Thanks, I think you were definitely hearing me right.  Honestly I am afraid of being alone and all the hidden messages with that.  Thanks for your encouragement.  I am guessing you found your prince? 

on Jun 01, 2008

I am guessing you found your prince?
Well, I found the guy I am going to spend the rest of my life with. I had a lot of baggage too, but when I finally was able to be happy on my own. He came into my life. I will tell you a secret. Even though I knew we would be good together, it was hard giving up the life I came to love being on my own, well with 2 sons. It made me really, really be sure he was the one to give up the peace and happiness I finally found.  It turns out making really sure doubled my peace and happiness.  We will be married 10 years this October. You will find it too.

It is scary being alone, but that's when you lean on friends or family. I'm rooting for you.

on Jun 01, 2008

Ditto what Kelly says.

Stop looking.

The only way I can ever get over myself, my desires, my life, my lack of whatever...is to do something meaningful outside those things. 

It can be anything, like volunteering at the local food closet, homeless shelter, joining the peace corps, haha.  Whatever.

The point is to be reminded of how blessed you are right now, in this minute, even without a mate.  THEN its easier to relax and enjoy the ride...and maybe find someone to ride with along the way.

Good luck.

 

on Jun 02, 2008

I believe happiness and contentment aren't things you can find in anyone else.  These have to come from you.  Once you manage to find this place, I firmly believe love will find you. 

As the two very wise ladies above say, being happy with who you are now is the most important thing.  And stop looking.  There is nothing more unattractive to either sex than desperation.

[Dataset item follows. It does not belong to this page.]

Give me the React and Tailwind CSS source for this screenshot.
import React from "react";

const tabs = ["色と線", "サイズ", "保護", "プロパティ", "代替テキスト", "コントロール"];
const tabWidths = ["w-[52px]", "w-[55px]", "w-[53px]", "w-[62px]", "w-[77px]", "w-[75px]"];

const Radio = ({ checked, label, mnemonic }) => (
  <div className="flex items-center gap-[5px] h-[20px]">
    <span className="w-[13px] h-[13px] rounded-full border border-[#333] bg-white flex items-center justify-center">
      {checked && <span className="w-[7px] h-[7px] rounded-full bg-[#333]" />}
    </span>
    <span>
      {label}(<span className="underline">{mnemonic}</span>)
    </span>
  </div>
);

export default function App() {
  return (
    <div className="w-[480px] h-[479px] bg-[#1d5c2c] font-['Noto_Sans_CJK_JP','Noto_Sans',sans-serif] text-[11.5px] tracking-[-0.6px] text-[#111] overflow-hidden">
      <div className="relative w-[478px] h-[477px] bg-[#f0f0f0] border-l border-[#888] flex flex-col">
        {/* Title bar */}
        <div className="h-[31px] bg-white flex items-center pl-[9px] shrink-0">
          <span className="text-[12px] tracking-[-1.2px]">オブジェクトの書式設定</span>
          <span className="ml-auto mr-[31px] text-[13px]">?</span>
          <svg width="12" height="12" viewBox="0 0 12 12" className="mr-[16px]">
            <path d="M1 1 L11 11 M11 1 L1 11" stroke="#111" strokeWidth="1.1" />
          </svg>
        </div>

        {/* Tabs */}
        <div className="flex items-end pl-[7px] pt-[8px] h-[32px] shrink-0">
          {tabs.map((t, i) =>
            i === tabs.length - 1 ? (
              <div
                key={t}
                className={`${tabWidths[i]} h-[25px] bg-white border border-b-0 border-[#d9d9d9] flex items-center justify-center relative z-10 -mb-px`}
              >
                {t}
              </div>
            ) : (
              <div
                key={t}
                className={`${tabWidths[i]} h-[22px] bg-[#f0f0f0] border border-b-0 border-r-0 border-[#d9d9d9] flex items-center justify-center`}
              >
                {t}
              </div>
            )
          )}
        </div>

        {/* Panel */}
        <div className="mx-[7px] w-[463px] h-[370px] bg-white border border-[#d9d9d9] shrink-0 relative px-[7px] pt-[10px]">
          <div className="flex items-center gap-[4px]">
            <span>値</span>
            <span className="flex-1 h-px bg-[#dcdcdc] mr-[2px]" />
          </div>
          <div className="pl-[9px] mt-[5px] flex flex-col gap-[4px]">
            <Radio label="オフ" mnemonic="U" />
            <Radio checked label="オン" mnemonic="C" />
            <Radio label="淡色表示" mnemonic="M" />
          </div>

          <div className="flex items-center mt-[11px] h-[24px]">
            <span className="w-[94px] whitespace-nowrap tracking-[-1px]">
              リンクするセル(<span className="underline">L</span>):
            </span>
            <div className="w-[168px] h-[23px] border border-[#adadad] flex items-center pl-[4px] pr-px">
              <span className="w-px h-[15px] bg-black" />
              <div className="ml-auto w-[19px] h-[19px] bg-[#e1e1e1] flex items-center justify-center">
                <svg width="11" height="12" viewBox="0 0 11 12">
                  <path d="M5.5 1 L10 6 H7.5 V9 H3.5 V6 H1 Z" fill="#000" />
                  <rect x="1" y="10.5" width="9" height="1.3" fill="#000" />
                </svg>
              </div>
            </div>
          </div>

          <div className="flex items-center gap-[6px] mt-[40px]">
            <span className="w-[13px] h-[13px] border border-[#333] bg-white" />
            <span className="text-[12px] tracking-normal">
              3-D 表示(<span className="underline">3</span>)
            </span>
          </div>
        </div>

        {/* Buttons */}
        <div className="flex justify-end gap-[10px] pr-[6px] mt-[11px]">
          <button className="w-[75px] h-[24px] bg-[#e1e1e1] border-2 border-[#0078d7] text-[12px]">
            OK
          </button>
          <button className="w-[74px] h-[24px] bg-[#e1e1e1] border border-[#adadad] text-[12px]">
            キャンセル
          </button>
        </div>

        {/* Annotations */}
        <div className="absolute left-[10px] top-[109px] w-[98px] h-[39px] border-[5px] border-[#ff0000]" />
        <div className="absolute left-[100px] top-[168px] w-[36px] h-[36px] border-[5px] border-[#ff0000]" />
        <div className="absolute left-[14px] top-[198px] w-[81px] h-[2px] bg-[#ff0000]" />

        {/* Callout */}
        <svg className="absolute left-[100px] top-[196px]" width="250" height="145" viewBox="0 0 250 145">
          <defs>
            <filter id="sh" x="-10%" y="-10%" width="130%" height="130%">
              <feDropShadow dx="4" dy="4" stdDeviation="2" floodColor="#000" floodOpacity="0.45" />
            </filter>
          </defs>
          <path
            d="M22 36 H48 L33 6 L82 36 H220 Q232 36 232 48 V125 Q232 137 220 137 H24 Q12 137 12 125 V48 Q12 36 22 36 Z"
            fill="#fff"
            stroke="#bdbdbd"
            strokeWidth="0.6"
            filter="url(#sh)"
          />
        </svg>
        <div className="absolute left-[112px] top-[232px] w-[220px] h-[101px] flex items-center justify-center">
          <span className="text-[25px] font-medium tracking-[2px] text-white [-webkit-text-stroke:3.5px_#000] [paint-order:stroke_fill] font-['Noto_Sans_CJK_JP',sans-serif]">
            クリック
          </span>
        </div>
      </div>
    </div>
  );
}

Good guys are out there.  Believe me, I'm one of 'em (or so my wife will have me believe). 

on Jun 02, 2008

Thanks for all of  your support.  I am so frustrated b/c I have been trying to "find myself" for so many years now.  The sad thing is that life keeps going.  It doesn't pause for us to get it together.  I have been on this journey with someone very special to me for 3 years now.  Our lives are entangled in every way possible and I don't think I can find my way out but I don't know if I can truly find who I am while staying here. 

on Jun 02, 2008

What exactly is it are you lookng for?  If what you have you are willing to walk away from, because you're not content, is that discontent on your side only?  Is it really the relationship, or is it because you have not reached where you want to be professionally?  You will have to ask yourself some serious questions and answer them truthfully.    [And a note, putting that green block over your response makes for a hard to read comment.]